Из Нила Егоровича медленно истекала стынь, которой он, как губка влагой, напитался за дорогу. Телу было приятно и благостно, а вот душа, вроде как птица, попавшая в силки, была не на месте.

— Осколок военный стал по телу двигаться. Врачи ловили, ловили, а когда поймали, то уж поздно было — поймали-то у самого сердца. — Секретарша отвернулась и торопливо вытерла влажные глаза платочком. Потом она посмотрела на гостя и поняла, что в своем стареньком суконном пальтишке, каких уж теперь не носят (такое когда-то, сразу после войны, носил и ее покойный отец), гость сильно продрог за в общем-то не длинную дорогу. Ей стало жалко его, и она предложила: — У Константина Ивановича в чулане хороший полушубок висит, почти новый, мало надеванный, так вы носите, а то промерзнете. На улице еще такая холодрыга!

— Он-то как же, не женился?

Секретаршу не то обидел этот вопрос, не то он ей был неприятен — ничего не ответила.

Помолчала немного, сказала:

— Со мной Константин Иванович культурно обходился, и я с ним.

Лицо у секретарши неожиданно порозовело, и она стыдливо потупила глаза.

В голове Шарабанова, как в заржавевших старых часах, заведенных с великим трудом, медленно, тяжело поскрипывая, стали раскручиваться колесики памяти.

— Жалостливый он был человек и справедливый, — врубился хриплым голосом Нил Егорович и крутнул так сильно маленькой седой головой, что клацнул зубами.

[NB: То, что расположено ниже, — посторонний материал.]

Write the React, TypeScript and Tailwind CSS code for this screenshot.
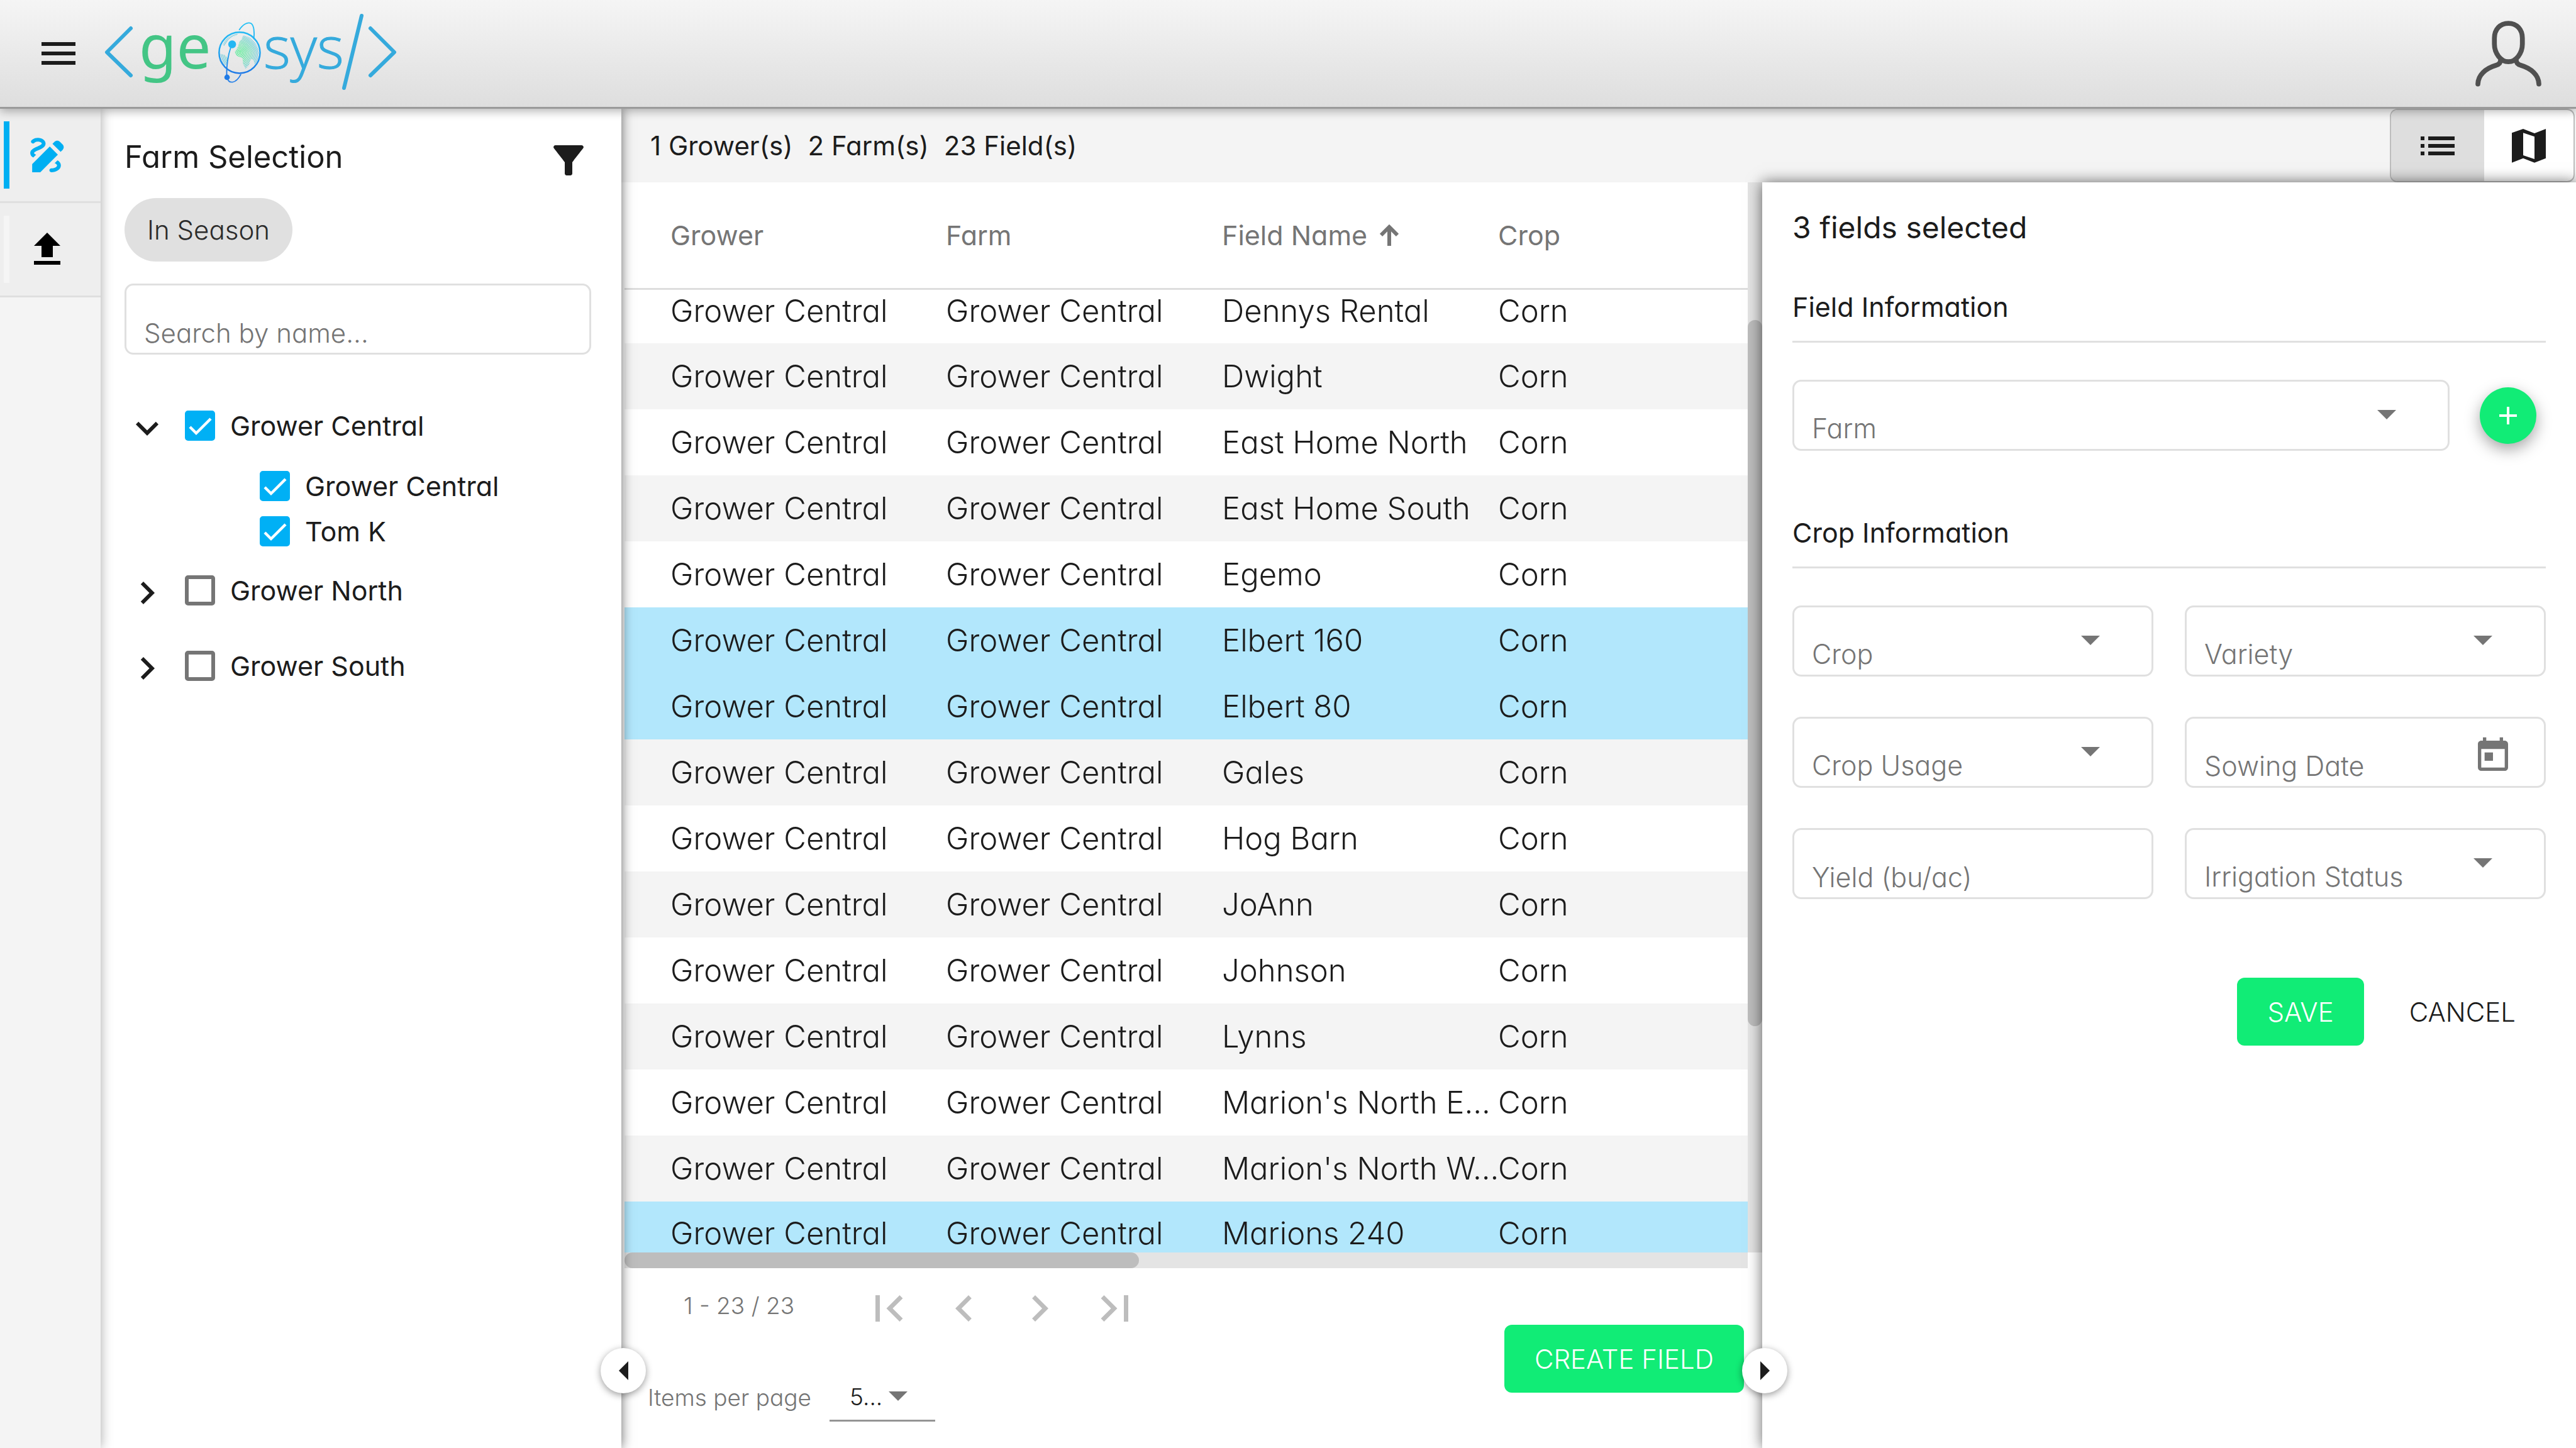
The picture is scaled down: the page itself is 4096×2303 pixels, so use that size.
import React from "react";
import {
  MdChevronLeft,
  MdChevronRight,
  MdDraw,
  MdExpandMore,
  MdFileUpload,
  MdFilterAlt,
  MdFirstPage,
  MdLastPage,
  MdList,
  MdMenu,
  MdToday,
} from "react-icons/md";

type Field = { name: string; selected?: boolean };

const FIELDS: Field[] = [
  { name: "Dennys Rental" },
  { name: "Dwight" },
  { name: "East Home North" },
  { name: "East Home South" },
  { name: "Egemo" },
  { name: "Elbert 160", selected: true },
  { name: "Elbert 80", selected: true },
  { name: "Gales" },
  { name: "Hog Barn" },
  { name: "JoAnn" },
  { name: "Johnson" },
  { name: "Lynns" },
  { name: "Marion's North E..." },
  { name: "Marion's North W..." },
  { name: "Marions 240", selected: true },
];

function Logo() {
  return (
    <svg viewBox="0 0 480 171" className="h-[171px] w-[480px]" role="img" aria-label="geosys">
      <defs>
        <linearGradient id="orbit" x1="0" y1="20" x2="0" y2="335" gradientUnits="userSpaceOnUse">
          <stop offset="0" stopColor="#25c3f5" />
          <stop offset="0.45" stopColor="#1fa9f0" />
          <stop offset="0.85" stopColor="#1f78e6" />
          <stop offset="1" stopColor="#2f86e8" />
        </linearGradient>
        <radialGradient id="land" cx="150" cy="180" r="90" gradientUnits="userSpaceOnUse">
          <stop offset="0" stopColor="#4df08c" />
          <stop offset="0.5" stopColor="#74e3b4" />
          <stop offset="1" stopColor="#7fcfe0" />
        </radialGradient>
        <clipPath id="continents">
          <path d="M122 178 L140 150 L146 125 L158 112 L166 92 C195 92 228 118 244 160 C250 200 240 225 226 240 L218 215 L205 212 L196 245 L178 262 L166 238 L163 208 L134 196 Z" />
          <path d="M62 140 C75 108 105 84 140 82 L132 92 L108 100 L92 112 L70 146 Z" />
          <path d="M50 185 L72 192 L92 212 L86 238 L72 245 C58 228 50 205 50 185 Z" />
        </clipPath>
      </defs>
      <g fill="none" stroke="#35aadc" strokeWidth="6" strokeLinecap="round" strokeLinejoin="round">
        <path d="M48 45 L10 83 L48 120" />
        <path d="M415 25 L387 140" />
        <path d="M429 45 L467 83 L429 120" />
      </g>
      <text x="61" y="109" fontSize="97" fill="#43c585" className="font-['Noto_Sans',sans-serif]">
        ge
      </text>
      <text x="259" y="109" fontSize="92" fill="#35aadc" stroke="#35aadc" strokeWidth="1" className="font-['Open_Sans',sans-serif] font-light">
        sys
      </text>
      <g transform="translate(175 28) scale(.3103)" fill="none" stroke="url(#orbit)" strokeLinecap="round">
        <g clipPath="url(#continents)" stroke="url(#land)" strokeWidth="4">
          {[6, 14, 22, 30, 38, 46, 54, 62, 70, 78, 86, 94, 102, 110].map((r) => (
            <path key={r} d={`M${150 - r} 178 Q${150 - r / 2} ${178 - r} 150 ${178 - r * 0.9} T${150 + r} 178 Q${150 + r * 0.7} ${178 + r} 150 ${178 + r} T${150 - r} 178`} />
          ))}
        </g>
        <circle cx="148" cy="180" r="105" strokeWidth="8" />
        <path d="M147 62 C165 35 190 20 207 30 C222 40 225 75 221 108" strokeWidth="6" />
        <path d="M105 145 C90 190 80 250 82 300" strokeWidth="6" />
        <path d="M84 306 C92 342 128 340 154 292" strokeWidth="6" />
        <circle cx="110" cy="137" r="20" fill="#23b7f3" stroke="none" />
        <circle cx="84" cy="306" r="14" fill="#1f7ae6" stroke="none" />
      </g>
    </svg>
  );
}

function Header() {
  return (
    <header className="relative z-30 flex h-[173px] shrink-0 items-center border-b-3 border-[#9a9a9a] bg-linear-to-b from-[#f5f5f5] to-[#dedede] pr-[55px] pl-[57px] shadow-[0_4px_14px_rgba(0,0,0,0.3)]">
      <button aria-label="Menu" className="mr-[31px]">
        <MdMenu className="size-[72px]" />
      </button>
      <Logo />
      <button aria-label="Account" className="ml-auto">
        <svg viewBox="743 95 340 340" className="size-[105px]" fill="none" stroke="#505050" strokeWidth="25" strokeLinecap="round">
          <path d="M913 108 C870 108 841 140 841 185 V215 C841 262 873 306 913 306 C953 306 985 262 985 215 V185 C985 140 956 108 913 108 Z" />
          <path d="M756 421 C757 375 795 340 850 324 C866 320 873 312 873 296" />
          <path d="M1070 421 C1069 375 1031 340 976 324 C960 320 953 312 953 296" />
        </svg>
      </button>
    </header>
  );
}

function SideNav() {
  return (
    <nav className="relative z-20 w-[160px] bg-[#f4f4f4] shadow-[0_0_18px_rgba(0,0,0,0.35)]">
      <button aria-label="Draw" className="flex h-[150px] w-full items-center border-b-3 border-[#dfdfdf] bg-[#eeeeee] pl-[6px] text-[#00aff2]">
        <span className="h-[107px] w-[9px] bg-[#00aff2]" />
        <MdDraw className="ml-6 size-[73px]" />
      </button>
      <button aria-label="Upload" className="flex h-[150px] w-full items-center border-b-3 border-[#dfdfdf] bg-[#eeeeee] pl-[6px] text-black">
        <span className="h-[107px] w-[9px] bg-[#f5f5f5]" />
        <MdFileUpload className="ml-6 size-[72px]" />
      </button>
    </nav>
  );
}

function TreeCheck({ label, checked }: { label: string; checked?: boolean }) {
  return (
    <label className="flex items-center gap-6 text-[43px] leading-[60px]">
      <span className="grid size-12 place-items-center">
        <input
          type="checkbox"
          defaultChecked={checked}
          className="peer col-start-1 row-start-1 size-12 appearance-none rounded-[5px] border-6 border-[#757575] checked:border-[#00b0f5] checked:bg-[#00b0f5]"
        />
        <svg viewBox="0 0 24 24" className="pointer-events-none col-start-1 row-start-1 hidden size-12 peer-checked:block" fill="none" stroke="#ffffff" strokeWidth="2.2">
          <path d="M4 13 L9 18 L20.5 6.500" />
        </svg>
      </span>
      {label}
    </label>
  );
}

function FarmPanel() {
  return (
    <section className="relative z-10 w-[828px] bg-white pr-12 pl-[38px] shadow-[0_0_18px_rgba(0,0,0,0.6)]">
      <div className="flex items-start justify-between pt-[46px]">
        <h1 className="text-[49px] leading-[62px]">Farm Selection</h1>
        <button aria-label="Filter">
          <MdFilterAlt className="size-[72px]" />
        </button>
      </div>
      <button className="mt-6 h-[101px] rounded-full bg-[#e0e0e0] px-9 text-[42px] font-light text-[#2b2b2b]">In Season</button>
      <input
        aria-label="Search by name"
        placeholder="Search by name..."
        className="mt-[35px] block h-[113px] w-full rounded-[14px] border-3 border-[#e0e0e0] px-7 pt-[44px] text-[42px] font-light placeholder:text-[#757575]"
      />
      <ul className="mt-[73px]">
        <li>
          <div className="flex items-center">
            <button aria-label="Collapse Grower Central" aria-expanded="true" className="mr-6">
              <MdExpandMore className="mt-2 size-[72px]" />
            </button>
            <TreeCheck label="Grower Central" checked />
          </div>
          <ul className="flex flex-col gap-3 pt-[26px] pb-1 pl-[215px]">
            <li>
              <TreeCheck label="Grower Central" checked />
            </li>
            <li>
              <TreeCheck label="Tom K" checked />
            </li>
          </ul>
        </li>
        <li className="flex h-[120px] items-center">
          <button aria-label="Expand Grower North" className="mr-6">
            <MdChevronRight className="mt-2 size-[72px]" />
          </button>
          <TreeCheck label="Grower North" />
        </li>
        <li className="flex h-[120px] items-center">
          <button aria-label="Expand Grower South" className="mr-6">
            <MdChevronRight className="mt-2 size-[72px]" />
          </button>
          <TreeCheck label="Grower South" />
        </li>
      </ul>
      <button aria-label="Collapse farm panel" className="absolute -right-[39px] bottom-[87px] grid size-[72px] place-items-center rounded-full bg-white shadow-[0_3px_12px_rgba(0,0,0,0.4)]">
        <svg viewBox="0 0 15 30" className="h-[30px] w-[15px] fill-[#1c1c1c]">
          <path d="M15 0 V30 L0 15 Z" />
        </svg>
      </button>
    </section>
  );
}

function SummaryBar() {
  return (
    <div className="flex h-[117px] items-stretch bg-[#f4f4f4] pr-0.5 pl-[46px]">
      <p className="flex items-center gap-6 text-[42px]">
        <span>1 Grower(s)</span>
        <span>2 Farm(s)</span>
        <span>23 Field(s)</span>
      </p>
      <div className="ml-auto flex w-[294px] overflow-hidden rounded-[12px] border-2 border-[#bdbdbd] bg-white">
        <button aria-label="List view" className="grid w-[148px] place-items-center bg-[#dedede]">
          <MdList className="size-[72px]" />
        </button>
        <button aria-label="Map view" className="grid flex-1 place-items-center">
          <svg viewBox="0 0 18 18" className="size-[54px] fill-[#1c1c1c]" fillRule="evenodd">
            <path d="M0 2.100 L6 0 L12 2.300 L18 0 V15.600 L12 17.900 L6 15.600 L0 17.900 Z M6 2.100 V14 L12 16 V4.100 Z" />
          </svg>
        </button>
      </div>
    </div>
  );
}

function FieldsTable() {
  return (
    <table className="w-full table-fixed border-collapse text-left whitespace-nowrap">
      <colgroup>
        <col className="w-[511px]" />
        <col className="w-[439px]" />
        <col className="w-[439px]" />
        <col />
      </colgroup>
      <thead>
        <tr className="h-[169px] border-b-3 border-[#dedede] text-[43px] text-[#757575]">
          <th className="pl-[73px] font-normal">Grower</th>
          <th className="font-normal">Farm</th>
          <th className="font-normal">
            <span className="flex items-center gap-5">
              Field Name
              <svg viewBox="0 0 30 34" className="h-[34px] w-[30px]" fill="none" stroke="#757575" strokeWidth="6">
                <path d="M15 34 V5 M2 17 L15 4 L28 17" />
              </svg>
            </span>
          </th>
          <th className="font-normal">Crop</th>
        </tr>
      </thead>
      <tbody className="text-[49px] leading-[60px] font-light">
        {FIELDS.map((field, i) => {
          const height =
            i === 0 ? "h-[87px] [&>td]:pb-4" : i === FIELDS.length - 1 ? "h-[81px] [&>td]:pt-[21px]" : "h-[105px]";
          const fill = field.selected ? "bg-[#b2e7fc]" : i % 2 ? "bg-[#f4f4f4]" : "bg-white";
          return (
            <tr key={field.name} className={`${height} ${fill}`}>
              <td className="pl-[73px]">Grower Central</td>
              <td>Grower Central</td>
              <td>{field.name}</td>
              <td>Corn</td>
            </tr>
          );
        })}
      </tbody>
    </table>
  );
}

function Paginator() {
  return (
    <div className="flex items-start justify-between pr-[29px] pl-[37px]">
      <div className="text-[37px] font-light text-[#757575]">
        <div className="flex items-center pt-[14px] pl-[57px]">
          <span className="w-[284px]">1 - 23 / 23</span>
          <span className="mt-2 flex gap-9 text-[#bdbdbd]">
            <button aria-label="First page">
              <MdFirstPage className="size-[84px]" />
            </button>
            <button aria-label="Previous page">
              <MdChevronLeft className="size-[84px]" />
            </button>
            <button aria-label="Next page">
              <MdChevronRight className="size-[84px]" />
            </button>
            <button aria-label="Last page">
              <MdLastPage className="size-[84px]" />
            </button>
          </span>
        </div>
        <label className="mt-[62px] flex items-center">
          <span className="w-[289px]">Items per page</span>
          <span className="relative">
            <select className="block h-[76px] w-[168px] appearance-none border-b-3 border-[#949494] pl-8 text-[#1c1c1c]">
              <option>5...</option>
            </select>
            <Caret className="top-7 right-11" />
          </span>
        </label>
      </div>
      <button className="mt-[90px] h-[108px] rounded-[12px] bg-[#11ec76] px-12 text-[42px] font-light text-white">CREATE FIELD</button>
    </div>
  );
}

function Caret({ className }: { className: string }) {
  return (
    <svg viewBox="0 0 30 15" className={`pointer-events-none absolute h-[15px] w-[30px] fill-[#757575] ${className}`}>
      <path d="M0 0 H30 L15 15 Z" />
    </svg>
  );
}

function FieldsList() {
  return (
    <section className="min-w-0 bg-white pl-[5px]">
      <div className="flex">
        <div className="min-w-0 flex-1">
          <FieldsTable />
          <div className="h-[25px] bg-[#e4e4e4]">
            <div className="h-full w-[818px] rounded-full bg-[#bdbdbd]" />
          </div>
        </div>
        <div className="mb-[25px] w-[23px] bg-[#e4e4e4] pt-[219px]">
          <div className="h-[1123px] rounded-full bg-[#bdbdbd]" />
        </div>
      </div>
      <Paginator />
    </section>
  );
}

function SelectBox({ label }: { label: string }) {
  return (
    <div className="relative min-w-0 flex-1">
      <select aria-label={label} className="block h-[113px] w-full appearance-none rounded-[14px] border-3 border-[#e0e0e0] bg-white pt-[42px] pl-7 text-[43px] font-light text-[#757575]">
        <option>{label}</option>
      </select>
      <Caret className="top-12 right-[85px]" />
    </div>
  );
}

function TextBox({ label, children }: { label: string; children?: React.ReactNode }) {
  return (
    <div className="relative">
      <input
        aria-label={label}
        placeholder={label}
        className="block h-[113px] w-full rounded-[14px] border-3 border-[#e0e0e0] px-7 pt-[42px] text-[43px] font-light placeholder:text-[#757575]"
      />
      {children}
    </div>
  );
}

function SectionTitle({ children }: { children: React.ReactNode }) {
  return <h3 className="border-b-3 border-[#e0e0e0] pb-6 text-[43px] leading-[60px]">{children}</h3>;
}

function DetailPanel() {
  return (
    <section className="relative z-10 bg-white px-12 pt-10 shadow-[0_0_22px_rgba(0,0,0,0.6)]">
      <h2 className="text-[48px] leading-[64px]">3 fields selected</h2>
      <div className="mt-[64px]">
        <SectionTitle>Field Information</SectionTitle>
      </div>
      <div className="mt-[59px] flex items-center gap-12 pr-[15px]">
        <SelectBox label="Farm" />
        <button aria-label="Add farm" className="grid size-[90px] place-items-center rounded-full bg-[#11ec76] shadow-[0_9px_24px_rgba(0,0,0,0.35)]">
          <svg viewBox="0 0 28 28" className="size-7" stroke="#ffffff" strokeWidth="4">
            <path d="M14 0 V28 M0 14 H28" />
          </svg>
        </button>
      </div>
      <div className="mt-[100px]">
        <SectionTitle>Crop Information</SectionTitle>
      </div>
      <div className="mt-[59px] grid grid-cols-2 gap-x-[50px] gap-y-16">
        <SelectBox label="Crop" />
        <SelectBox label="Variety" />
        <SelectBox label="Crop Usage" />
        <TextBox label="Sowing Date">
          <MdToday className="pointer-events-none absolute top-[30px] right-[52px] size-[64px] text-[#757575]" />
        </TextBox>
        <TextBox label="Yield (bu/ac)" />
        <SelectBox label="Irrigation Status" />
      </div>
      <div className="mt-[125px] flex justify-end gap-6 text-[42px] font-light">
        <button className="h-[108px] rounded-[12px] bg-[#11ec76] px-12 text-white">SAVE</button>
        <button className="h-[108px] px-12">CANCEL</button>
      </div>
      <button aria-label="Collapse detail panel" className="absolute bottom-[87px] -left-8 grid size-[72px] place-items-center rounded-full bg-white shadow-[0_3px_12px_rgba(0,0,0,0.4)]">
        <svg viewBox="0 0 15 30" className="h-[30px] w-[15px] fill-[#1c1c1c]">
          <path d="M0 0 V30 L15 15 Z" />
        </svg>
      </button>
    </section>
  );
}

export default function App() {
  return (
    <div className="flex h-screen flex-col overflow-hidden bg-white font-['Inter',sans-serif] text-[#1c1c1c] [font-feature-settings:'cv11']">
      <Header />
      <div className="flex min-h-0 flex-1">
        <SideNav />
        <FarmPanel />
        <main className="flex min-w-0 flex-1 flex-col">
          <SummaryBar />
          <div className="grid min-h-0 flex-1 grid-cols-[minmax(0,1fr)_1294px]">
            <FieldsList />
            <DetailPanel />
          </div>
        </main>
      </div>
    </div>
  );
}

— Он, как и я, устал от Севера. В жизни всегда приходит такой момент, когда боишься жить дальше, а прошлое, как и настоящее, становится таким скучным. — Секретарша вздохнула, перестала поглаживать юбку, добавила: — Летом собирался насовсем уехать: пенсия подошла. Думал купить дом в средней полосе, где лес и речка, и жить потихоньку, чтобы не быть ни себе, ни другим обузой.